=== Material ===

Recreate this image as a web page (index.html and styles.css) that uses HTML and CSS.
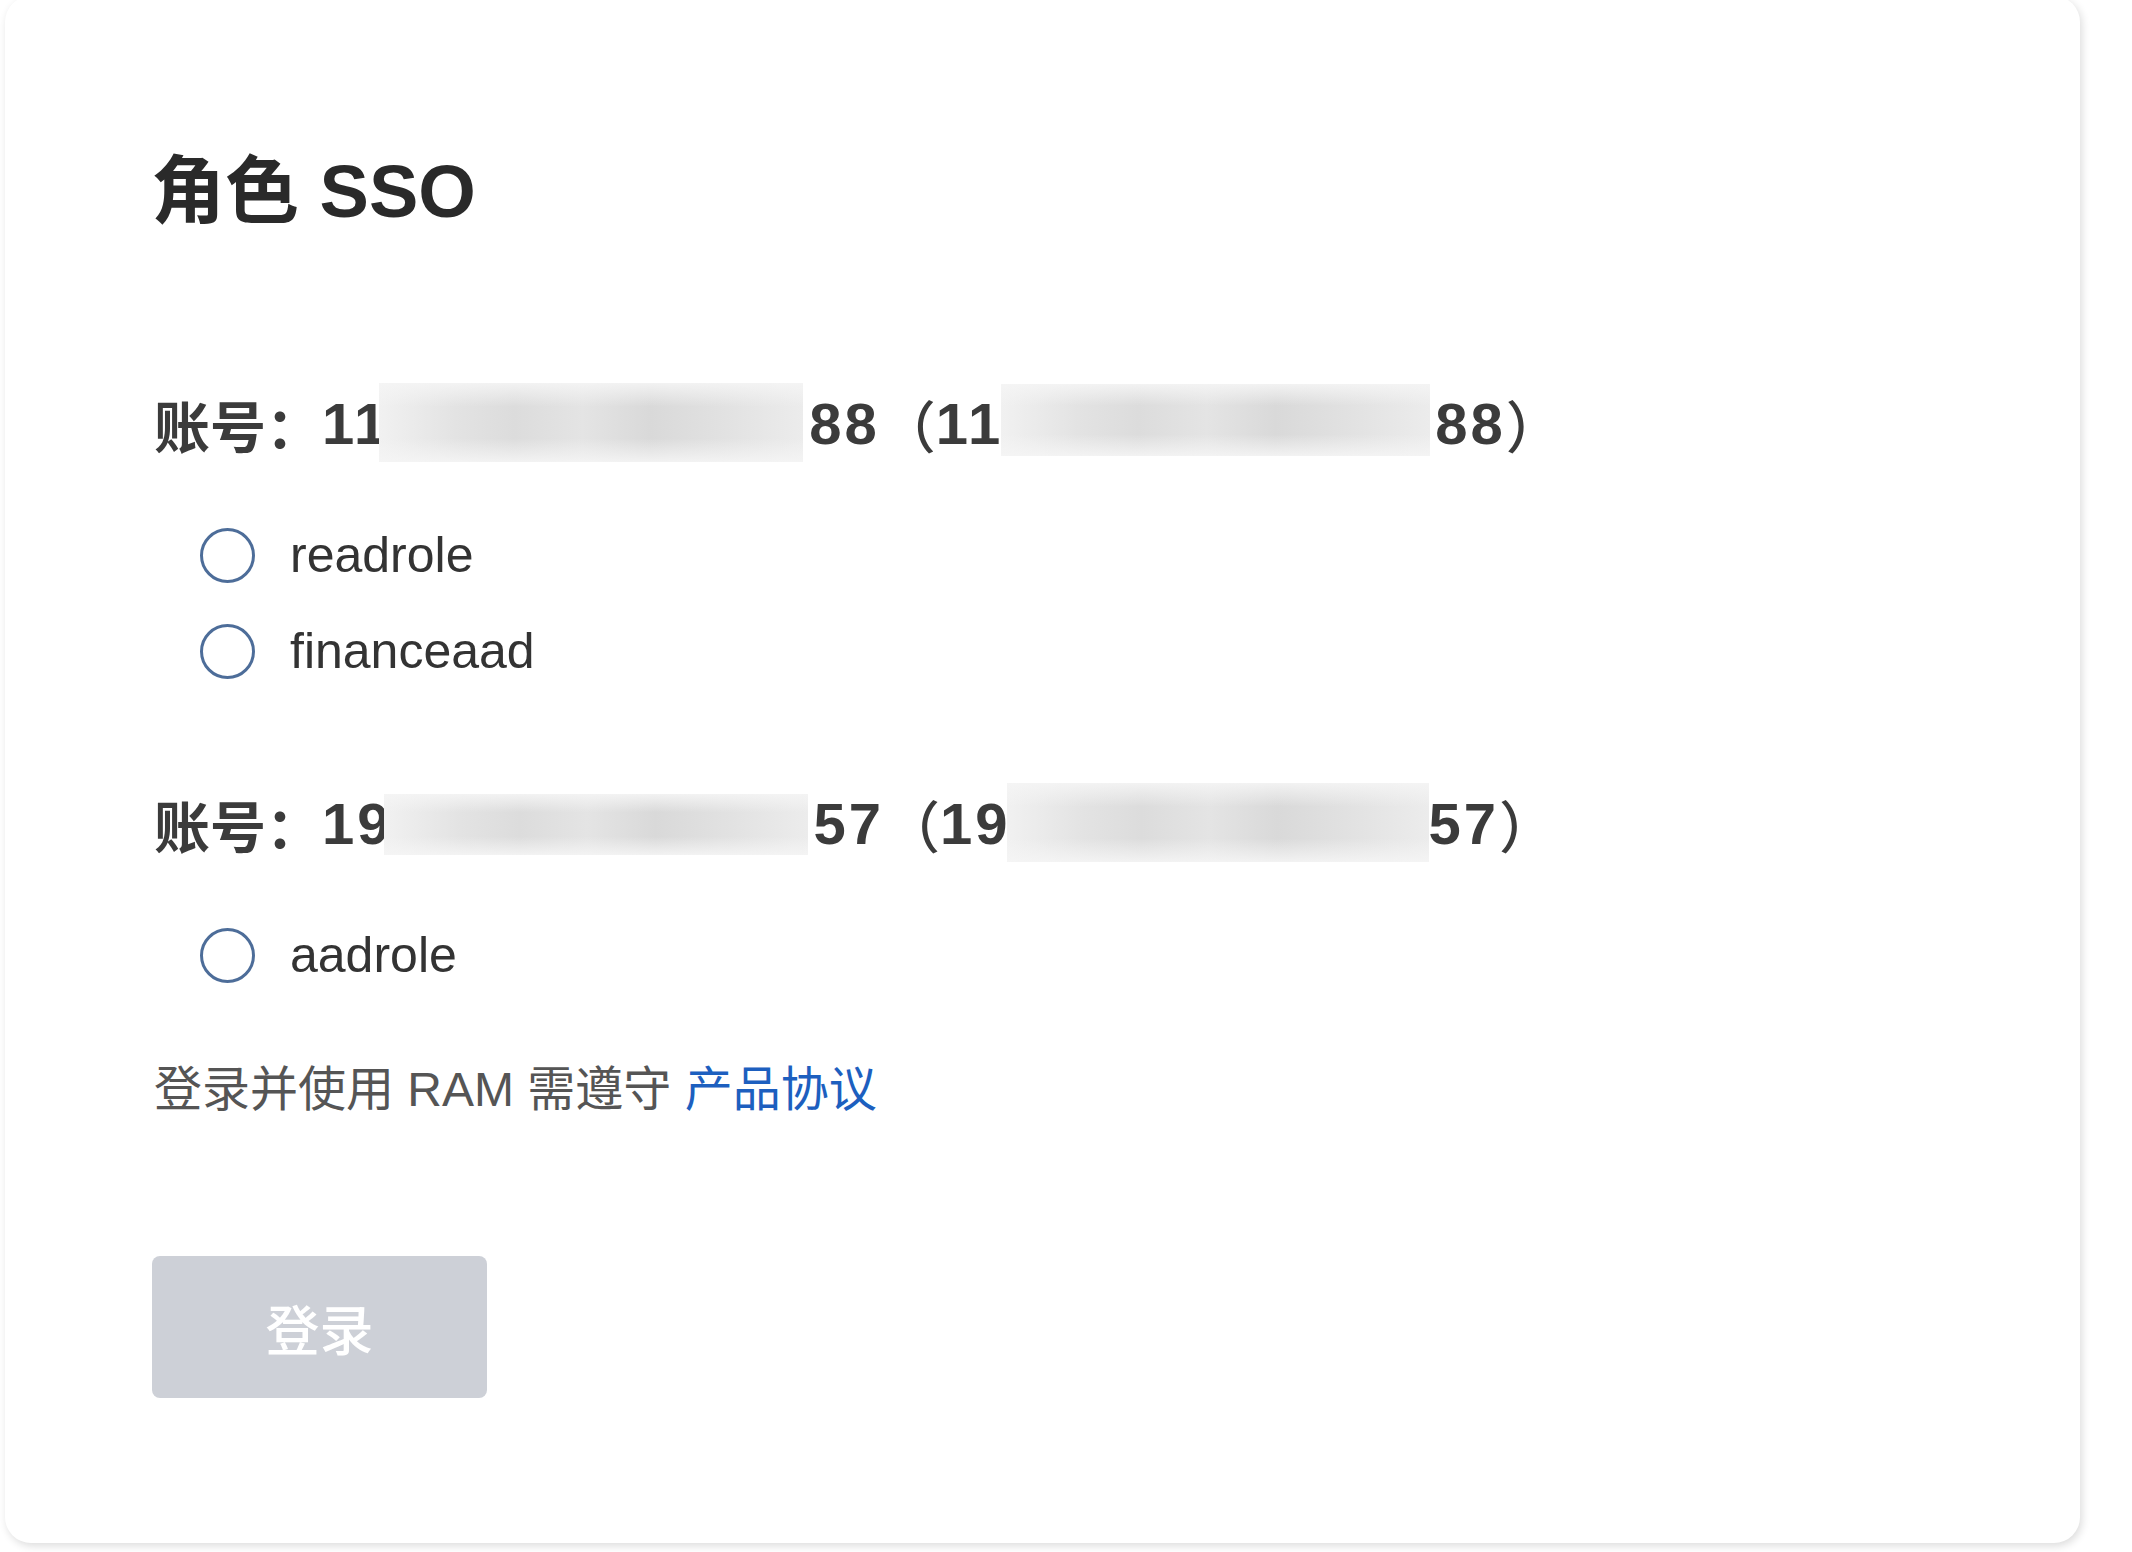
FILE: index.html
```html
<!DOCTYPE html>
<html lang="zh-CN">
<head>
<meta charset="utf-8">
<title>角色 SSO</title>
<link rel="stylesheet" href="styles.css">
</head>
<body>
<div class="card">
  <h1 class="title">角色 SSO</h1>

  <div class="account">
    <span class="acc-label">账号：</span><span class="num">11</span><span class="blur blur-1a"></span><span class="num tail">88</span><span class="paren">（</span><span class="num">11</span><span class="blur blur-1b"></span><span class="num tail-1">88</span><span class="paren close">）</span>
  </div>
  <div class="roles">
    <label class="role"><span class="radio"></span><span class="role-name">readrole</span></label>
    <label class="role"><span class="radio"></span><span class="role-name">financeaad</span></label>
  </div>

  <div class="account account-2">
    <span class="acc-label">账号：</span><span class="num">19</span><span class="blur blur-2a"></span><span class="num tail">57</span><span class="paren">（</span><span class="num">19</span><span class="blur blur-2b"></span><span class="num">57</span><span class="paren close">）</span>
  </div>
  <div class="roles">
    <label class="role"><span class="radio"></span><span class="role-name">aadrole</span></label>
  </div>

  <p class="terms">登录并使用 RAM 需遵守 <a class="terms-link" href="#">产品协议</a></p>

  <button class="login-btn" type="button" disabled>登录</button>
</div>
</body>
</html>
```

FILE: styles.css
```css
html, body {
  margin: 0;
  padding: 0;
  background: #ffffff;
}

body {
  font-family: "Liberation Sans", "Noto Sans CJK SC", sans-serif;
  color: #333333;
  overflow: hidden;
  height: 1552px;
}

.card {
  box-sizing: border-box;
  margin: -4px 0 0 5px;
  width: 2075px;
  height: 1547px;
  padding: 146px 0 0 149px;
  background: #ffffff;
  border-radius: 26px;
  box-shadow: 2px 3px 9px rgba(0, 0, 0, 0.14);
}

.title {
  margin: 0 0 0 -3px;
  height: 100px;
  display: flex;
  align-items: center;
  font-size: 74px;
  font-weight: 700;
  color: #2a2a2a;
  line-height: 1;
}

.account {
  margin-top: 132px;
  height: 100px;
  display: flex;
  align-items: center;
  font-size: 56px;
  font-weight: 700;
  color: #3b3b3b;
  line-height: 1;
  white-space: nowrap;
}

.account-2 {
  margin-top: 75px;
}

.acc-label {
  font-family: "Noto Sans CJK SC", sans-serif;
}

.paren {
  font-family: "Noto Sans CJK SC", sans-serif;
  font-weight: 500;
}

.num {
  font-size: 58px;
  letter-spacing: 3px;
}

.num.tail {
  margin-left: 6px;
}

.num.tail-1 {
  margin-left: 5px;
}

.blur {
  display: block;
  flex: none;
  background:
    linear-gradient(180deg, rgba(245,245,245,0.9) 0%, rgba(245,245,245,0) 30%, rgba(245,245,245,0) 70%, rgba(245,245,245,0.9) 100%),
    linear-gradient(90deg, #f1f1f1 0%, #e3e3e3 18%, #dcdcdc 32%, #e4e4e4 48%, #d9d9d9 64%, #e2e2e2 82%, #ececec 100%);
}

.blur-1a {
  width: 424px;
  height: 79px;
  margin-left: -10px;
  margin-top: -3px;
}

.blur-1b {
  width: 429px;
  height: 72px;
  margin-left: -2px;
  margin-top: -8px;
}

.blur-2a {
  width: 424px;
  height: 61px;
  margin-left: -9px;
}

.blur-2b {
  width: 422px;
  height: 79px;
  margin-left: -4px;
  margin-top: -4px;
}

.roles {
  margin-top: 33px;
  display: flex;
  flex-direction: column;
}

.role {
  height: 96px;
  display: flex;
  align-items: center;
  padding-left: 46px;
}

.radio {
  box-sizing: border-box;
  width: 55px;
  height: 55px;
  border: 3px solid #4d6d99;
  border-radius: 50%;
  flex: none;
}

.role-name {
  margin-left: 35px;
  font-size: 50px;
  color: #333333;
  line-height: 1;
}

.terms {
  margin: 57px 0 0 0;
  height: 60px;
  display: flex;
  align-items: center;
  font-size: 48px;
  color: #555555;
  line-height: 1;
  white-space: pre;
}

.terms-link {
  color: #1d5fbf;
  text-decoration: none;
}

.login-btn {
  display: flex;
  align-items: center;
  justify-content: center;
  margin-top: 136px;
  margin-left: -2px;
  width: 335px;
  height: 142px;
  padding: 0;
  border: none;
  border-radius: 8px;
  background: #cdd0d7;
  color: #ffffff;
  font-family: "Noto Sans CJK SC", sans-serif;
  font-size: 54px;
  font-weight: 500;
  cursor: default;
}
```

===

**Stated problem:** Write the listing out a second time exactly, dropping all images.

**Answer to the exercise:**
Recreate this image as a web page (index.html and styles.css) that uses HTML and CSS.
FILE: index.html
```html
<!DOCTYPE html>
<html lang="zh-CN">
<head>
<meta charset="utf-8">
<title>角色 SSO</title>
<link rel="stylesheet" href="styles.css">
</head>
<body>
<div class="card">
  <h1 class="title">角色 SSO</h1>

  <div class="account">
    <span class="acc-label">账号：</span><span class="num">11</span><span class="blur blur-1a"></span><span class="num tail">88</span><span class="paren">（</span><span class="num">11</span><span class="blur blur-1b"></span><span class="num tail-1">88</span><span class="paren close">）</span>
  </div>
  <div class="roles">
    <label class="role"><span class="radio"></span><span class="role-name">readrole</span></label>
    <label class="role"><span class="radio"></span><span class="role-name">financeaad</span></label>
  </div>

  <div class="account account-2">
    <span class="acc-label">账号：</span><span class="num">19</span><span class="blur blur-2a"></span><span class="num tail">57</span><span class="paren">（</span><span class="num">19</span><span class="blur blur-2b"></span><span class="num">57</span><span class="paren close">）</span>
  </div>
  <div class="roles">
    <label class="role"><span class="radio"></span><span class="role-name">aadrole</span></label>
  </div>

  <p class="terms">登录并使用 RAM 需遵守 <a class="terms-link" href="#">产品协议</a></p>

  <button class="login-btn" type="button" disabled>登录</button>
</div>
</body>
</html>
```

FILE: styles.css
```css
html, body {
  margin: 0;
  padding: 0;
  background: #ffffff;
}

body {
  font-family: "Liberation Sans", "Noto Sans CJK SC", sans-serif;
  color: #333333;
  overflow: hidden;
  height: 1552px;
}

.card {
  box-sizing: border-box;
  margin: -4px 0 0 5px;
  width: 2075px;
  height: 1547px;
  padding: 146px 0 0 149px;
  background: #ffffff;
  border-radius: 26px;
  box-shadow: 2px 3px 9px rgba(0, 0, 0, 0.14);
}

.title {
  margin: 0 0 0 -3px;
  height: 100px;
  display: flex;
  align-items: center;
  font-size: 74px;
  font-weight: 700;
  color: #2a2a2a;
  line-height: 1;
}

.account {
  margin-top: 132px;
  height: 100px;
  display: flex;
  align-items: center;
  font-size: 56px;
  font-weight: 700;
  color: #3b3b3b;
  line-height: 1;
  white-space: nowrap;
}

.account-2 {
  margin-top: 75px;
}

.acc-label {
  font-family: "Noto Sans CJK SC", sans-serif;
}

.paren {
  font-family: "Noto Sans CJK SC", sans-serif;
  font-weight: 500;
}

.num {
  font-size: 58px;
  letter-spacing: 3px;
}

.num.tail {
  margin-left: 6px;
}

.num.tail-1 {
  margin-left: 5px;
}

.blur {
  display: block;
  flex: none;
  background:
    linear-gradient(180deg, rgba(245,245,245,0.9) 0%, rgba(245,245,245,0) 30%, rgba(245,245,245,0) 70%, rgba(245,245,245,0.9) 100%),
    linear-gradient(90deg, #f1f1f1 0%, #e3e3e3 18%, #dcdcdc 32%, #e4e4e4 48%, #d9d9d9 64%, #e2e2e2 82%, #ececec 100%);
}

.blur-1a {
  width: 424px;
  height: 79px;
  margin-left: -10px;
  margin-top: -3px;
}

.blur-1b {
  width: 429px;
  height: 72px;
  margin-left: -2px;
  margin-top: -8px;
}

.blur-2a {
  width: 424px;
  height: 61px;
  margin-left: -9px;
}

.blur-2b {
  width: 422px;
  height: 79px;
  margin-left: -4px;
  margin-top: -4px;
}

.roles {
  margin-top: 33px;
  display: flex;
  flex-direction: column;
}

.role {
  height: 96px;
  display: flex;
  align-items: center;
  padding-left: 46px;
}

.radio {
  box-sizing: border-box;
  width: 55px;
  height: 55px;
  border: 3px solid #4d6d99;
  border-radius: 50%;
  flex: none;
}

.role-name {
  margin-left: 35px;
  font-size: 50px;
  color: #333333;
  line-height: 1;
}

.terms {
  margin: 57px 0 0 0;
  height: 60px;
  display: flex;
  align-items: center;
  font-size: 48px;
  color: #555555;
  line-height: 1;
  white-space: pre;
}

.terms-link {
  color: #1d5fbf;
  text-decoration: none;
}

.login-btn {
  display: flex;
  align-items: center;
  justify-content: center;
  margin-top: 136px;
  margin-left: -2px;
  width: 335px;
  height: 142px;
  padding: 0;
  border: none;
  border-radius: 8px;
  background: #cdd0d7;
  color: #ffffff;
  font-family: "Noto Sans CJK SC", sans-serif;
  font-size: 54px;
  font-weight: 500;
  cursor: default;
}
```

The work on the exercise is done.